Algorithmic thinking—understanding how systematic procedures solve problems—represents an emerging dimension of logical thinking particularly relevant to computer science education and digital technology interaction.
Computational tools can support logical thinking development through visualization of logical relationships, immediate feedback on reasoning processes, and scaffolded problem-solving environments.
Barriers to Logical Thinking
Several factors can impede logical thinking development:
Cognitive Biases such as confirmation bias (seeking information that confirms existing beliefs) and availability heuristic (overemphasizing readily available information) can distort otherwise logical reasoning processes.
Affective Factors including emotional investment in particular outcomes or belief systems may override logical evaluation of evidence and arguments.
Metacognitive Limitations in recognizing faulty reasoning patterns or monitoring one’s own thinking processes can perpetuate logical errors.

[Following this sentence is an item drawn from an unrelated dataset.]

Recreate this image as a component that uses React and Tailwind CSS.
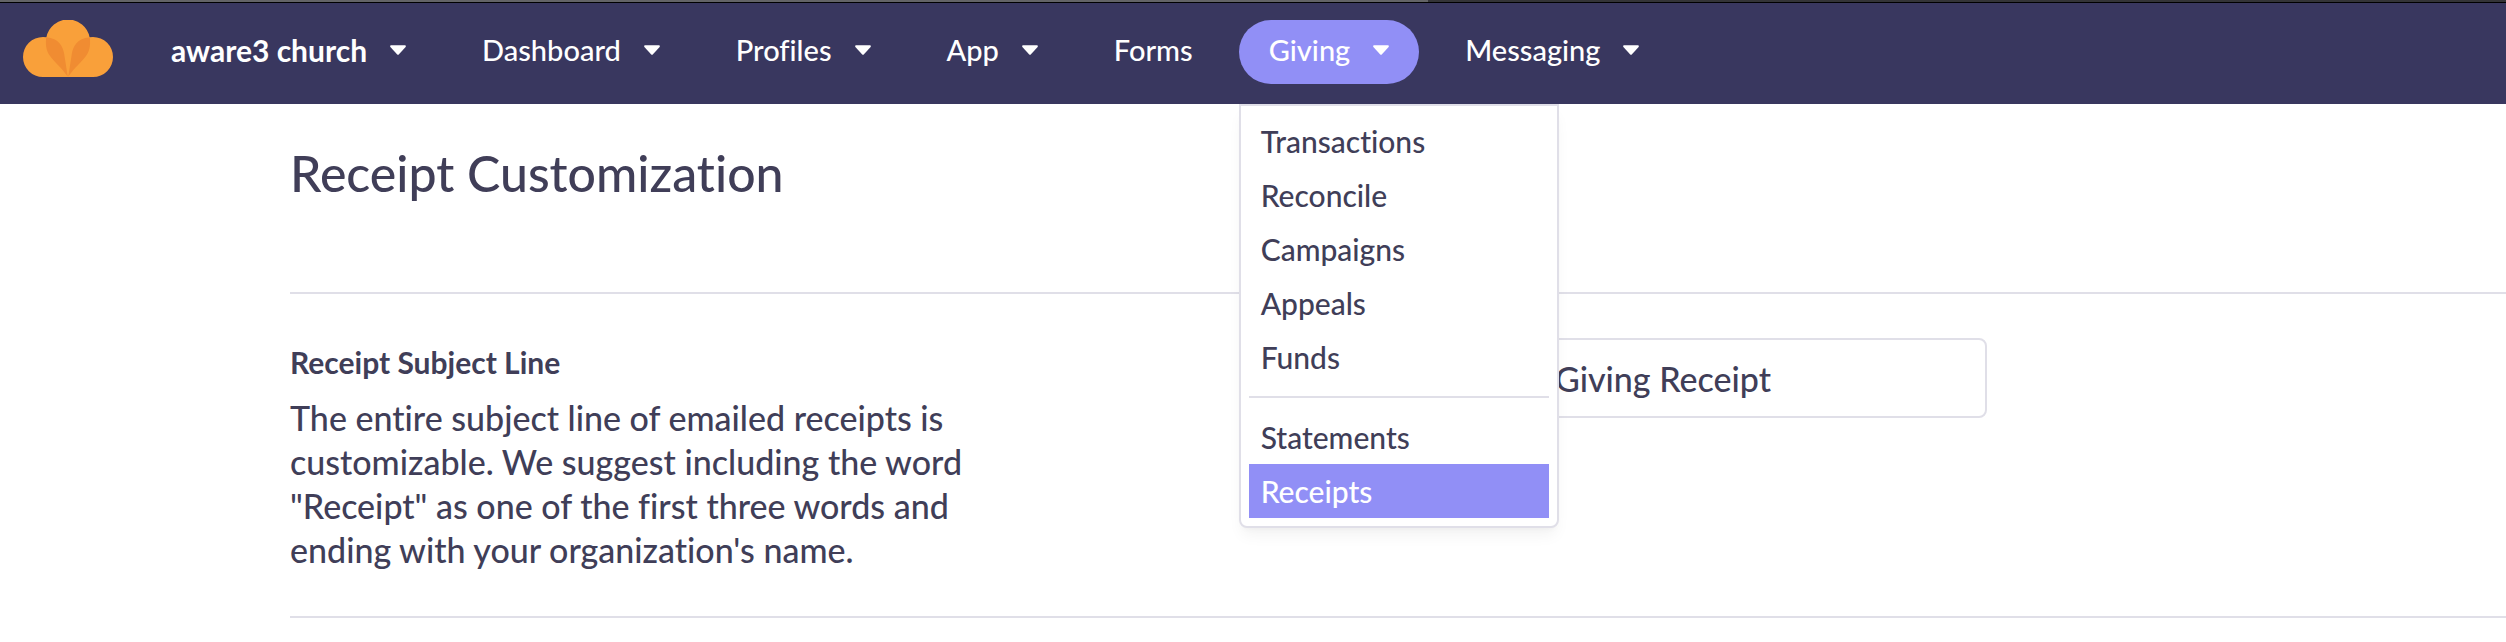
import { useState } from 'react';

const navItems = [
  { label: 'Dashboard', menu: true },
  { label: 'Profiles', menu: true },
  { label: 'App', menu: true },
  { label: 'Forms', menu: false },
  {
    label: 'Giving',
    menu: true,
    groups: [
      ['Transactions', 'Reconcile', 'Campaigns', 'Appeals', 'Funds'],
      ['Statements', 'Receipts'],
    ],
  },
  { label: 'Messaging', menu: true },
];

function Logo() {
  return (
    <svg viewBox="0 0 90 58" className="h-[58px] w-[90px]" aria-hidden="true">
      <path
        d="M20 57a20 20 0 0 1 0-40q1.700 0 3.400.3a22 22 0 0 1 43.200 0q1.700-.3 3.400-.3a20 20 0 0 1 0 40z"
        fill="#f9a03a"
      />
      <path d="M23.200 17.300C36 18 40 27 41.200 34L44.700 56.500C38 47 31 42 26 34.500C23 30 22.500 24 23.200 17.300z" fill="#f08c32" />
      <path d="M66.800 17.300C54 18 50 27 48.800 34L45.300 56.500C52 47 59 42 64 34.500C67 30 67.500 24 66.800 17.300z" fill="#f08c32" />
    </svg>
  );
}

function Caret() {
  return (
    <svg viewBox="0 0 16 10" className="h-[10px] w-4" aria-hidden="true">
      <path d="M1.200.3h13.600c.9 0 1.400 1 .8 1.700L9 9.200a1.400 1.400 0 0 1-2 0L.4 2C-.2 1.300.3.3 1.200.3z" fill="currentColor" />
    </svg>
  );
}

function Menu({ groups, current }) {
  return (
    <div className="absolute left-0 top-full z-10 mt-5 w-80 rounded-b-lg border-2 border-[#e0dfe8] bg-white p-2 text-[#403e58] shadow-lg shadow-black/5">
      {groups.map((group, i) => (
        <ul key={i} className={i > 0 ? 'mt-3 border-t-2 border-[#e0dfe8] pt-3' : ''}>
          {group.map((item) => (
            <li key={item}>
              <a
                href="#"
                className={`block px-3 text-[30px] leading-[54px] ${item === current ? 'bg-[#918ff6] text-white' : ''}`}
              >
                {item}
              </a>
            </li>
          ))}
        </ul>
      ))}
    </div>
  );
}

export default function App() {
  const [open, setOpen] = useState('Giving');
  const [subject, setSubject] = useState('Giving Receipt');

  return (
    <div className="min-h-screen bg-white font-['Lato',sans-serif] font-medium text-[#403e58] [font-variant-ligatures:none]">
      <div className="flex h-[3px] border-b border-black bg-[#343437]">
        <div className="w-[57%] bg-[#636366]" />
      </div>
      <header className="flex items-start bg-[#39375f] pb-5 pl-[23px] pt-[17px] text-white">
        <a href="#" aria-label="Home">
          <Logo />
        </a>
        <nav className="ml-7 flex items-center gap-4 text-[29px]">
          <button className="flex h-16 items-center gap-[23px] rounded-full px-[30px] pb-1 text-[30px] font-bold">
            aware3 church
            <Caret />
          </button>
          {navItems.map(({ label, menu, groups }) => (
            <div key={label} className="relative">
              {menu ? (
                <button
                  onClick={() => setOpen(open === label ? '' : label)}
                  className={`flex h-16 items-center gap-[23px] rounded-full px-[30px] pb-1 ${open === label ? 'bg-[#918ff6]' : ''}`}
                >
                  {label}
                  <Caret />
                </button>
              ) : (
                <a href="#" className="flex h-16 items-center px-[30px] pb-1">
                  {label}
                </a>
              )}
              {groups && open === label && <Menu groups={groups} current="Receipts" />}
            </div>
          ))}
        </nav>
      </header>

      <main className="pl-[290px]">
        <h1 className="pb-[86px] pt-9 text-[50px] leading-[66px]">Receipt Customization</h1>
        <section className="flex border-y-2 border-[#e0dfe8] pb-11 pt-11">
          <div className="w-[56%]">
            <label htmlFor="subject" className="block text-[30px] font-bold leading-[48px]">
              Receipt Subject Line
            </label>
            <p className="mt-[10px] max-w-[690px] text-[34px] leading-[44px]">
              The entire subject line of emailed receipts is customizable. We suggest including the word
              "Receipt" as one of the first three words and ending with your organization's name.
            </p>
          </div>
          <input
            id="subject"
            type="text"
            value={subject}
            onChange={(e) => setSubject(e.target.value)}
            className="h-20 w-[456px] rounded-lg border-2 border-[#e0dfe8] px-[22px] text-[34px]"
          />
        </section>
      </main>
    </div>
  );
}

Educational Approaches emphasizing memorization over understanding may inadvertently discourage logical thinking development by prioritizing factual recall rather than reasoning processes.
Conclusion
Logical thinking constitutes a fundamental cognitive architecture supporting learning across domains. By systematically applying reasoning principles, evaluating evidence, and identifying patterns, logical thinking enables individuals to navigate complex information landscapes and solve increasingly sophisticated problems. Educational approaches that explicitly develop logical thinking capabilities—through direct instruction, problem-based learning, strategic questioning, and disciplinary applications—prepare students not merely to accumulate knowledge but to actively construct understanding through reasoned analysis. In an era of information abundance and complex global challenges, logical thinking represents not merely an academic skill but an essential component of informed citizenship and effective professional practice.